WHAT IS EXPECTED → Count how many lines contain the word "component". Respond with the number alone.
--- Start of SUPPLIED DATA ---
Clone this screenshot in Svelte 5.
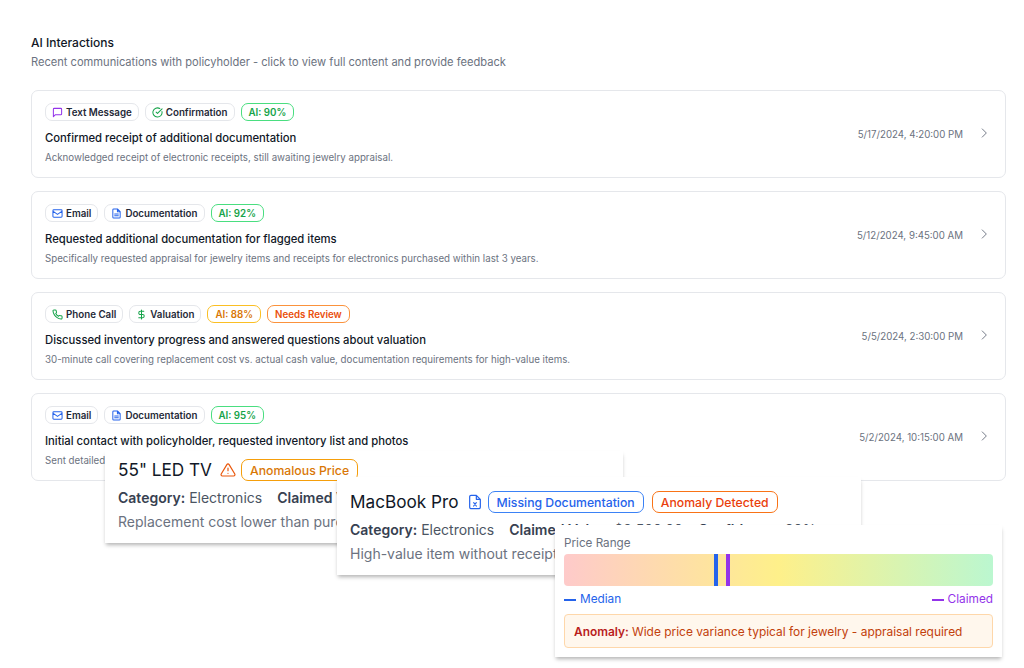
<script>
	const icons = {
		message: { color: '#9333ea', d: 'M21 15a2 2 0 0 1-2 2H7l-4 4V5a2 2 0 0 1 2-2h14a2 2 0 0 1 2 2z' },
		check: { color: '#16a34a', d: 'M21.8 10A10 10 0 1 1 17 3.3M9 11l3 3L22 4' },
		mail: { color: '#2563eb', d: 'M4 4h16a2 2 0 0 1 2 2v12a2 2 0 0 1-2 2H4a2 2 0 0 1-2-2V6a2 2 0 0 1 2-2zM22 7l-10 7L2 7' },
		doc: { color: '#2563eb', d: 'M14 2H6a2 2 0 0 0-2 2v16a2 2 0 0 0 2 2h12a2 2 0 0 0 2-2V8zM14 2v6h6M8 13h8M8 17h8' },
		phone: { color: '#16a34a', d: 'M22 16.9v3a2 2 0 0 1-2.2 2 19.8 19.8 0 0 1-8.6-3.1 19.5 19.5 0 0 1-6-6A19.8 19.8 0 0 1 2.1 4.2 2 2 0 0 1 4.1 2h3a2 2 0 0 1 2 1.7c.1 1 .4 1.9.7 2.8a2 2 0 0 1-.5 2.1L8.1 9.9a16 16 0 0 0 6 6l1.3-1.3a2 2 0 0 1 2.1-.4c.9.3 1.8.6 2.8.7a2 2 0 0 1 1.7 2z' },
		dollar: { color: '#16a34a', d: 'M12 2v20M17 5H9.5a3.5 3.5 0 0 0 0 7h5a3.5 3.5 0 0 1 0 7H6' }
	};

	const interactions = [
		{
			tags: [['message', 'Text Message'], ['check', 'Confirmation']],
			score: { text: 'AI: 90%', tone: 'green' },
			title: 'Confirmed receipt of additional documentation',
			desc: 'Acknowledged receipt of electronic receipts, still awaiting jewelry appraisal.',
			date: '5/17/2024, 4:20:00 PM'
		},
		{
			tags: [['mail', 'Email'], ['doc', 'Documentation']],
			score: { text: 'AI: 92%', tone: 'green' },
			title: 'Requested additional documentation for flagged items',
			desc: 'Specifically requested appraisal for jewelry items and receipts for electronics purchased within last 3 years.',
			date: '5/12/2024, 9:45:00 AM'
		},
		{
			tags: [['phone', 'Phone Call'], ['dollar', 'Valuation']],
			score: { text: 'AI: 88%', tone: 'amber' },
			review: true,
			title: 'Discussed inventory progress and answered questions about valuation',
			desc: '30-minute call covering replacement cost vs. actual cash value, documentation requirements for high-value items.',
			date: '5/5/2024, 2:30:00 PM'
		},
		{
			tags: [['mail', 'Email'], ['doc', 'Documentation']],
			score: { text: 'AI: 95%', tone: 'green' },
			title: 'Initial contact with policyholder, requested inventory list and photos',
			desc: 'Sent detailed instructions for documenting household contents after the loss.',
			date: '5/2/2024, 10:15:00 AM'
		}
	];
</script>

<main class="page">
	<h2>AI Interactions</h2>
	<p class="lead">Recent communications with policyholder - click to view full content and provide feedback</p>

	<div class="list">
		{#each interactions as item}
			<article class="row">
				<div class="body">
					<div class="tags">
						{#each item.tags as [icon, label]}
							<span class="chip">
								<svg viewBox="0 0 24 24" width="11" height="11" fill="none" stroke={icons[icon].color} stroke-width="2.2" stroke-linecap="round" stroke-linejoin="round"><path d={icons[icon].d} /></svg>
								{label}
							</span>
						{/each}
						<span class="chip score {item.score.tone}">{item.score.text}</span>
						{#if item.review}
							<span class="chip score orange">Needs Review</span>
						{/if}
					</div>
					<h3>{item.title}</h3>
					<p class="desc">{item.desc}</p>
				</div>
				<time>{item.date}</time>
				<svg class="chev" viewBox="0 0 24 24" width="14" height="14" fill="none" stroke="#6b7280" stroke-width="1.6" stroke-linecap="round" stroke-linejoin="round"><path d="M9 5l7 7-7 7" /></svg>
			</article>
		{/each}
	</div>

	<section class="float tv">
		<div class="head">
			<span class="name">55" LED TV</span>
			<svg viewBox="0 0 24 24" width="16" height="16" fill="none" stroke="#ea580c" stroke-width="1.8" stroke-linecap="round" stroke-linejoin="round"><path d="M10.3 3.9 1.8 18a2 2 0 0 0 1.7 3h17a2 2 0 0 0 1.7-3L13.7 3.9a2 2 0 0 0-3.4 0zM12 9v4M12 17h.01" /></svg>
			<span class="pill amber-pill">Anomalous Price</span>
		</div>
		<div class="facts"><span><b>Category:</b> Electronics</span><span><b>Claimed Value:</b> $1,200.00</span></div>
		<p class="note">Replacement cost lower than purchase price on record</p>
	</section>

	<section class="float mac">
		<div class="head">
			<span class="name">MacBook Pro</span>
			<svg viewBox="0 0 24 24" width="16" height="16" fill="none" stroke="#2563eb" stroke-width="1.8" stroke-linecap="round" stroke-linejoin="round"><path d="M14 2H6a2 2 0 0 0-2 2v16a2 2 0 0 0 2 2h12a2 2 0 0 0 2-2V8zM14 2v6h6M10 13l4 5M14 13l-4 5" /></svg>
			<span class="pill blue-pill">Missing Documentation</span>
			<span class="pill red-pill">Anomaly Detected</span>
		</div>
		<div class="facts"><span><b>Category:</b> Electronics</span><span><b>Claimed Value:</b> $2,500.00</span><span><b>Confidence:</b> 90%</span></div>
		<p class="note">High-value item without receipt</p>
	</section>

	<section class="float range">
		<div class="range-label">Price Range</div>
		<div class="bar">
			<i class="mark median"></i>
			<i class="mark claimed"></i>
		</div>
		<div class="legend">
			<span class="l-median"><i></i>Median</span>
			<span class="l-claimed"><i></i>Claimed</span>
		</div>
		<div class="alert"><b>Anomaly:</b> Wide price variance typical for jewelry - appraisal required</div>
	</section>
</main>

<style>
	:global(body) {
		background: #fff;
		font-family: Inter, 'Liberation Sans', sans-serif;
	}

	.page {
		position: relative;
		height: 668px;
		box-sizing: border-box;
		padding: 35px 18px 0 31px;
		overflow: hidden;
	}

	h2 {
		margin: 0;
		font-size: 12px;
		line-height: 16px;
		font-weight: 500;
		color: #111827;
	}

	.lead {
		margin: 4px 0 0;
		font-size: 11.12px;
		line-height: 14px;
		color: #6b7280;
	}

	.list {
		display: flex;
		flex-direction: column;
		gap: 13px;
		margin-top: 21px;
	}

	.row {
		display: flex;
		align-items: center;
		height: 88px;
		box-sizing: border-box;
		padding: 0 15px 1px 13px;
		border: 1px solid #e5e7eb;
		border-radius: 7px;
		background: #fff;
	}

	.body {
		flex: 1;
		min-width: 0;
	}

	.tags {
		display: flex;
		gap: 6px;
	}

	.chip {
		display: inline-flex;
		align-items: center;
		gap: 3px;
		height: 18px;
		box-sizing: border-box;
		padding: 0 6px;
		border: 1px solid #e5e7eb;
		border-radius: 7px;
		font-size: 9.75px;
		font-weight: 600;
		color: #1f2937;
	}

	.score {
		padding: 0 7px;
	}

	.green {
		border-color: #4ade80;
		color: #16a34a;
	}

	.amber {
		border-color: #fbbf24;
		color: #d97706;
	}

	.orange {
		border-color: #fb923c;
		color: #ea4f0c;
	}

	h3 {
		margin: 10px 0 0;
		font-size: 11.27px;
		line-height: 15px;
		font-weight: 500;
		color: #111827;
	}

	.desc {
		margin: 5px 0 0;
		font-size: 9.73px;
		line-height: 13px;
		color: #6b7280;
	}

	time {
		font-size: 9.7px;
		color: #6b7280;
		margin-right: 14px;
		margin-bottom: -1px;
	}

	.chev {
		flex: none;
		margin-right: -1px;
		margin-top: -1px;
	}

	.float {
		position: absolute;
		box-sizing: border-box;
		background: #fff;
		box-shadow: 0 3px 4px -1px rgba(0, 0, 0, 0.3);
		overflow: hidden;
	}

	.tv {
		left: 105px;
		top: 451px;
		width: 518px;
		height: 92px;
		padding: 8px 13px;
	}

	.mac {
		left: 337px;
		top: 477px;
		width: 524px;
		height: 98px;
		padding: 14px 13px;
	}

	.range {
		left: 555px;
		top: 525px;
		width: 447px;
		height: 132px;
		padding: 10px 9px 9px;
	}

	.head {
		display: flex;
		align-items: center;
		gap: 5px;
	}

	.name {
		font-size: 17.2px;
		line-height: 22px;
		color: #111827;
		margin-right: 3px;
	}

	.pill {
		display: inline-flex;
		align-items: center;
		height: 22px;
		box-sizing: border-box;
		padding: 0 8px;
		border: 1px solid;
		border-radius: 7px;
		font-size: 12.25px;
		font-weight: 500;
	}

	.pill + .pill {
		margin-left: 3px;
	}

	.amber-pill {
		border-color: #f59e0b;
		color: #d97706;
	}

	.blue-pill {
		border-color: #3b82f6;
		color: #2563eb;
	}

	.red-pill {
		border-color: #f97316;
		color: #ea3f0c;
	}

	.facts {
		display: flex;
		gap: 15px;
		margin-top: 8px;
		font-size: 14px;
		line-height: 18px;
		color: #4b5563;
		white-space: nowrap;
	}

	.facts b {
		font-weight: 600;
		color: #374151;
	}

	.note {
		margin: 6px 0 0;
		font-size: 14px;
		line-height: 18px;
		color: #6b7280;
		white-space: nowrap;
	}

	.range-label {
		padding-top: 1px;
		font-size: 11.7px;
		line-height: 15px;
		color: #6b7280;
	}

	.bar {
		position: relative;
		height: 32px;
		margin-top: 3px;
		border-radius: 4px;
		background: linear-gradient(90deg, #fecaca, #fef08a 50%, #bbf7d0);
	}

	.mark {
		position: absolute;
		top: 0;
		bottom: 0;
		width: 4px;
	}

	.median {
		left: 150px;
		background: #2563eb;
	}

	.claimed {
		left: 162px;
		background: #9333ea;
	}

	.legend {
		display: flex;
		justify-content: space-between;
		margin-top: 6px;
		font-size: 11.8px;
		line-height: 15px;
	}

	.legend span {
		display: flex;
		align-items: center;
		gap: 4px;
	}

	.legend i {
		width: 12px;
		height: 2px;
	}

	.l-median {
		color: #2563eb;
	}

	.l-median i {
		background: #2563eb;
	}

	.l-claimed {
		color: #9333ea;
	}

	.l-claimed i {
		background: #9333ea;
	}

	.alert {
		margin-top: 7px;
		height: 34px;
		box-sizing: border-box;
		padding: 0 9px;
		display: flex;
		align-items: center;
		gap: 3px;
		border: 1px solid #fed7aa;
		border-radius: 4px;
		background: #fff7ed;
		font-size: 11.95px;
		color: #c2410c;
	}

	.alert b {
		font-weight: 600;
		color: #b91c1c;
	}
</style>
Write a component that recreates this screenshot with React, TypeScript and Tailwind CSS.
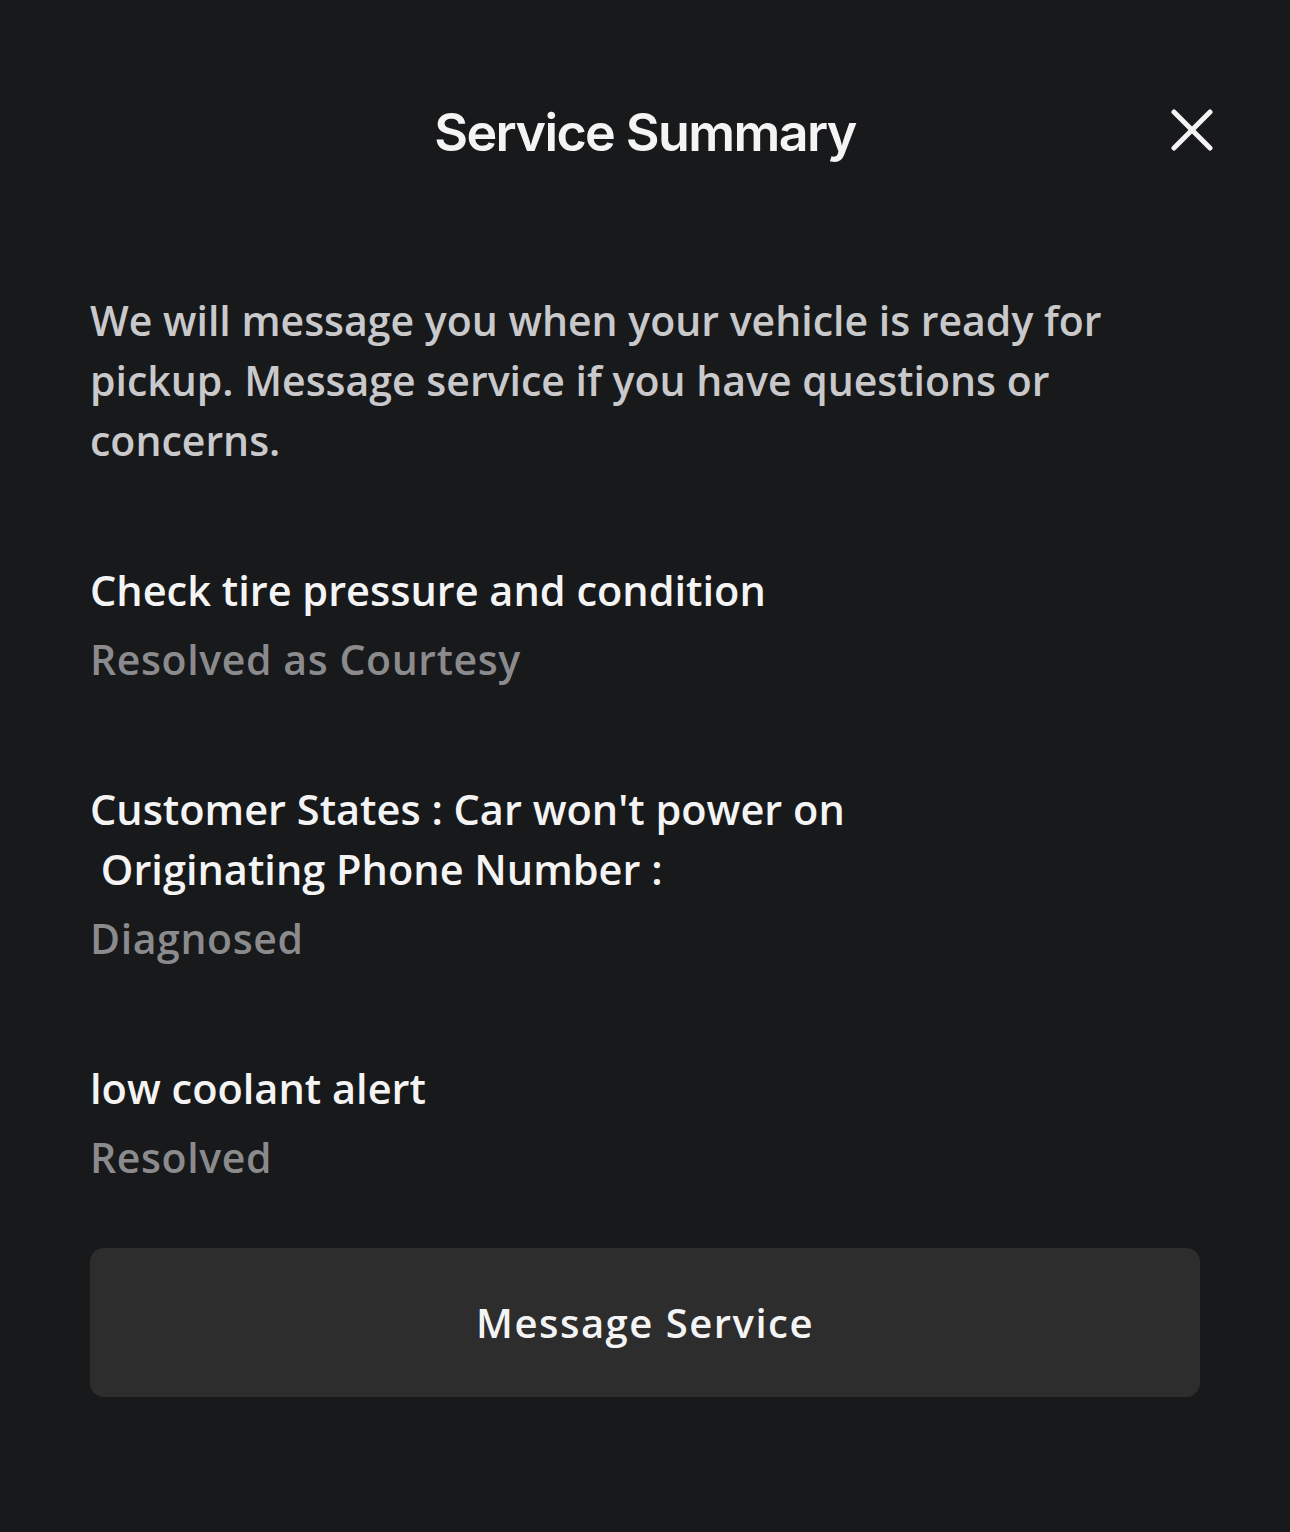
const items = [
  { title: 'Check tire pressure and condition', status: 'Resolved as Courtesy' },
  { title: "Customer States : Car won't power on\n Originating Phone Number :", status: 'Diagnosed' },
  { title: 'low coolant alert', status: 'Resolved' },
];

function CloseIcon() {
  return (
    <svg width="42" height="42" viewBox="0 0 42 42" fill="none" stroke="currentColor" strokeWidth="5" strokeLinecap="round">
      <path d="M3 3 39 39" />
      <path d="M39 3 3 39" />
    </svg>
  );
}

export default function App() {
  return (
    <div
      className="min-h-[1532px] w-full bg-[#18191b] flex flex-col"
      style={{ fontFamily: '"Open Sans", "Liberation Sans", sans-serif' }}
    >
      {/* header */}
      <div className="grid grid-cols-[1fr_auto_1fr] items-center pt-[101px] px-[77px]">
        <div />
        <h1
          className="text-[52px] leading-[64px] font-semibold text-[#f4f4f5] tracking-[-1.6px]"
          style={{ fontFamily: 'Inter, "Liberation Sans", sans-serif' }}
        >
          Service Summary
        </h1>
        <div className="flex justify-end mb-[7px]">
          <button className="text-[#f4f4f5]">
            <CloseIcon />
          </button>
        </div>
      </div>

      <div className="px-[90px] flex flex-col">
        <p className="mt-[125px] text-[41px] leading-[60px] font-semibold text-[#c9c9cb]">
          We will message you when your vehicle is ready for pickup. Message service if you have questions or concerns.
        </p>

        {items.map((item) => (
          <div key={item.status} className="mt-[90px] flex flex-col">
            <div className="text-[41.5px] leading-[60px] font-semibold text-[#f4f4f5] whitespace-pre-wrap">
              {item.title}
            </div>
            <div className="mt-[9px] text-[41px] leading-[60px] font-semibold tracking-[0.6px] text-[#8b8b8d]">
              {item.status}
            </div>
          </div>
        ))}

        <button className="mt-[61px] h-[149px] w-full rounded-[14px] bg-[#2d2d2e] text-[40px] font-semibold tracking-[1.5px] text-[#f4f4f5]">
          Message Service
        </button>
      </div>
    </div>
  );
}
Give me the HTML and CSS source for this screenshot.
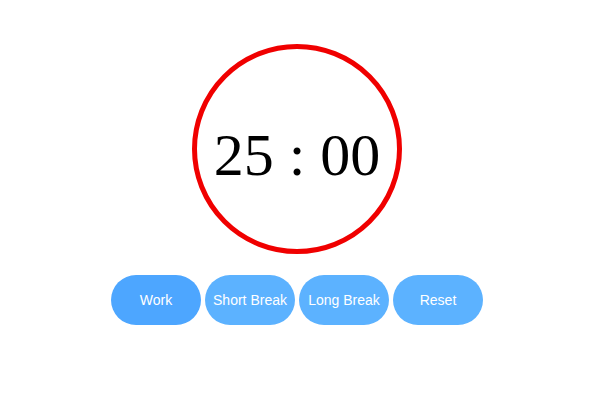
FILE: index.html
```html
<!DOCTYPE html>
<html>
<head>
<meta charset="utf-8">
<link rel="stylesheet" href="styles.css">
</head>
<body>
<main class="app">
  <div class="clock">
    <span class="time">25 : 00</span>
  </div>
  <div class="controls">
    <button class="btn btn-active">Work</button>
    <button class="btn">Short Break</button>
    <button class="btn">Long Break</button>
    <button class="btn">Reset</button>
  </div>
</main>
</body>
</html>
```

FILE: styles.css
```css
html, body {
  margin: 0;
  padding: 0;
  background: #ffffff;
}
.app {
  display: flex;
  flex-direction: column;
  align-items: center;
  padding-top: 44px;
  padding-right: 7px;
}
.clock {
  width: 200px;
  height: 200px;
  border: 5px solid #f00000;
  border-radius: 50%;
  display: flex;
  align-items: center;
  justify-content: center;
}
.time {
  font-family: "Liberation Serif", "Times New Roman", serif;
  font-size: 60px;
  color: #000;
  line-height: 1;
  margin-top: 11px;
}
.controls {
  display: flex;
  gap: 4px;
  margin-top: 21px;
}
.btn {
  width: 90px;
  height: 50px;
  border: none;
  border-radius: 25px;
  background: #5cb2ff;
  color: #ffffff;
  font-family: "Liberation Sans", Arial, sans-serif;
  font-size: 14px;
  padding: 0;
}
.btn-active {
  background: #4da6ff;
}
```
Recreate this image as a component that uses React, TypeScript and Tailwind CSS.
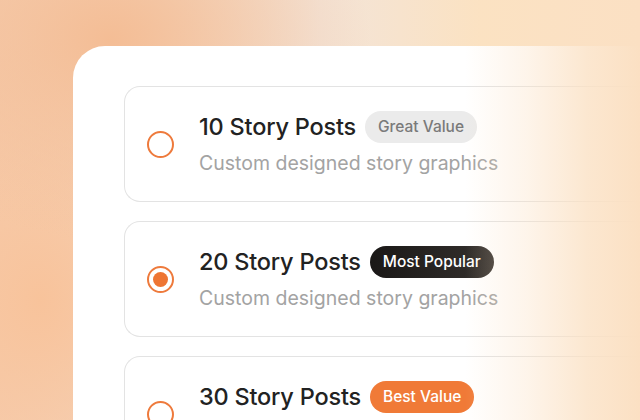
--- End of SUPPLIED DATA ---
RESULT BELOW → 2